#### [Supplied data]
========================================

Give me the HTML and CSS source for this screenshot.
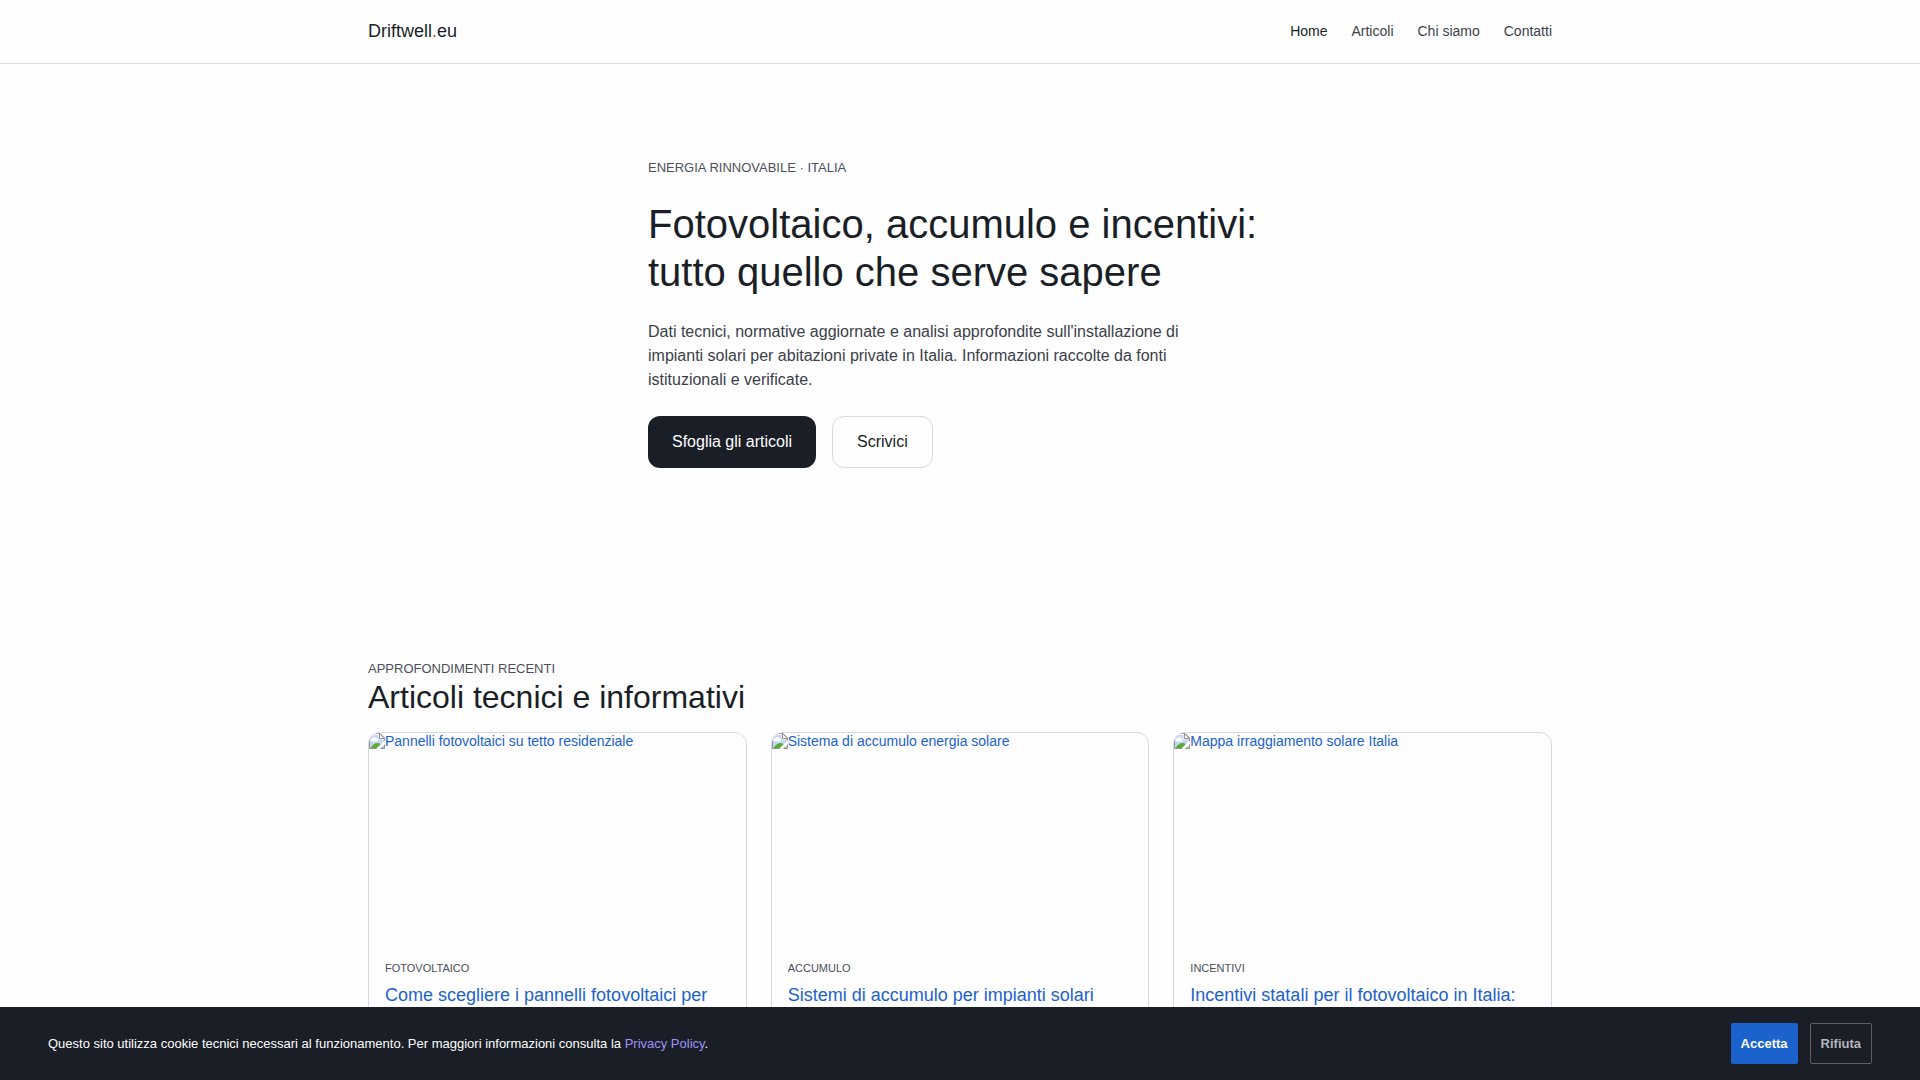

========================================

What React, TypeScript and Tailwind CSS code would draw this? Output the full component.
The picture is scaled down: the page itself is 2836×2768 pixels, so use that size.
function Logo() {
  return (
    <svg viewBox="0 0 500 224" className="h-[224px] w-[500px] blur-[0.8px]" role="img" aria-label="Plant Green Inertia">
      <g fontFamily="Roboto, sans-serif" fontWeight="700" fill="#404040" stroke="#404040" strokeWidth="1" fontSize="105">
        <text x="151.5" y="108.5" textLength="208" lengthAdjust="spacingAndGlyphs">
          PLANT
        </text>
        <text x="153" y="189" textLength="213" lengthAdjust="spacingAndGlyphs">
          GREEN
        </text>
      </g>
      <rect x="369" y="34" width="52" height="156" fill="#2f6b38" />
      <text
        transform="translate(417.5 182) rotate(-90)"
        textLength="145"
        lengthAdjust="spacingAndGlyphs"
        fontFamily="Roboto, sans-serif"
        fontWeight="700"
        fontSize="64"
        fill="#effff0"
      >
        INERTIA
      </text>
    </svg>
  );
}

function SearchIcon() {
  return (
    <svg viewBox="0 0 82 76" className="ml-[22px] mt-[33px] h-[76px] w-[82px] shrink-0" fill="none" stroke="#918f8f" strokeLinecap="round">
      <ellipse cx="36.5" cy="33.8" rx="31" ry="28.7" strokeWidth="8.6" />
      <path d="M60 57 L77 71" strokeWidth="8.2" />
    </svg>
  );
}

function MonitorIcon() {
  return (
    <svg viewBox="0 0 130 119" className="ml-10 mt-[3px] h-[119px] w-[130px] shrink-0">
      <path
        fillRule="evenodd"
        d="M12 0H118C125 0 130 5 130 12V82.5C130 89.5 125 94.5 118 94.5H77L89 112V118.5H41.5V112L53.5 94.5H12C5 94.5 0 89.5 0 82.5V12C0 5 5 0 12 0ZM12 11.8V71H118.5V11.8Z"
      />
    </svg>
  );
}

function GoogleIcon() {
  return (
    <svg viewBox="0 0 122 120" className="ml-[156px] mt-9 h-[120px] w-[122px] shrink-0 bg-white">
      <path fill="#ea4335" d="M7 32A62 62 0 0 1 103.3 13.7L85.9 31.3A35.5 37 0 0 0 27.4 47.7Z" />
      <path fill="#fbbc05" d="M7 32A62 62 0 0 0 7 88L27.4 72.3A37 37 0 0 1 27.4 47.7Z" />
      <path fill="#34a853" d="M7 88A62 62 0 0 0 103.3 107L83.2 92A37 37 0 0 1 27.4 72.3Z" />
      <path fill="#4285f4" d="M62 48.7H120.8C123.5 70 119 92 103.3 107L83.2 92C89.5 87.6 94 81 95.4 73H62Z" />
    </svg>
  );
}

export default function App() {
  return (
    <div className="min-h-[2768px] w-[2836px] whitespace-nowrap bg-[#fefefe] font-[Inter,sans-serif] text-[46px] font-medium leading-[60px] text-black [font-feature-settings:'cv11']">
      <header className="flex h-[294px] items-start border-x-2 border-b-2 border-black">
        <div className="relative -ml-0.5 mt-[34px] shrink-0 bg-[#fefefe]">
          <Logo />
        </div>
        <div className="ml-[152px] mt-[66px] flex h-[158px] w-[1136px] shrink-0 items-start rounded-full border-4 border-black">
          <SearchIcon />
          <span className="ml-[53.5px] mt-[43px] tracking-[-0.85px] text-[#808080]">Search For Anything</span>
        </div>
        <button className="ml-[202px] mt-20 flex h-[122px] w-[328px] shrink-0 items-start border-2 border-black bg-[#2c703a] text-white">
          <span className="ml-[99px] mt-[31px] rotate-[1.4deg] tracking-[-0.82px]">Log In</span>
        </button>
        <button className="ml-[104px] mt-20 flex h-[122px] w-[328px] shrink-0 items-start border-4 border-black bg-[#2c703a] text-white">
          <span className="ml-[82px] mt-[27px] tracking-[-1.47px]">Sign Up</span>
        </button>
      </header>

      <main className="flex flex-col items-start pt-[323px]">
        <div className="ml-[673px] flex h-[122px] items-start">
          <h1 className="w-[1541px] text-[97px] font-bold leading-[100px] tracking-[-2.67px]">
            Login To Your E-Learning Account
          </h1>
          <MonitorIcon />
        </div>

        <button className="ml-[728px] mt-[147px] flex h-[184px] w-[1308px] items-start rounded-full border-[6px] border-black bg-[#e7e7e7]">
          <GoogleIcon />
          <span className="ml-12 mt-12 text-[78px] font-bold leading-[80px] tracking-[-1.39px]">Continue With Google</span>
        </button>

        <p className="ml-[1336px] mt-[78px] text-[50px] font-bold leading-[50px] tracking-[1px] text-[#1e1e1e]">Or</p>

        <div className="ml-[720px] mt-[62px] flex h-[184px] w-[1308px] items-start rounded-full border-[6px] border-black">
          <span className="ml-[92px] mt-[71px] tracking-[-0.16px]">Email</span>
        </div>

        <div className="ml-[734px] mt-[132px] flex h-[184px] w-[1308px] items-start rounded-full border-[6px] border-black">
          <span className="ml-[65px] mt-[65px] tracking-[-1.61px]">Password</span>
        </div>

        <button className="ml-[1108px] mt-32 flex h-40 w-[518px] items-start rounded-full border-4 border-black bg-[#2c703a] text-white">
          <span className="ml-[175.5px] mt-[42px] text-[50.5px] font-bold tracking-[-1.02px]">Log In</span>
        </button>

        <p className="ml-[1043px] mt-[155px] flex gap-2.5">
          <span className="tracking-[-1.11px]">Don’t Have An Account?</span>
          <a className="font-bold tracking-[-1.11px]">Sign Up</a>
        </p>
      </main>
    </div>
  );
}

========================================

#### [The exercise]
Using the listing above, show each line holding the string "this".

#### [The answer]
Give me the HTML and CSS source for this screenshot.
What React, TypeScript and Tailwind CSS code would draw this? Output the full component.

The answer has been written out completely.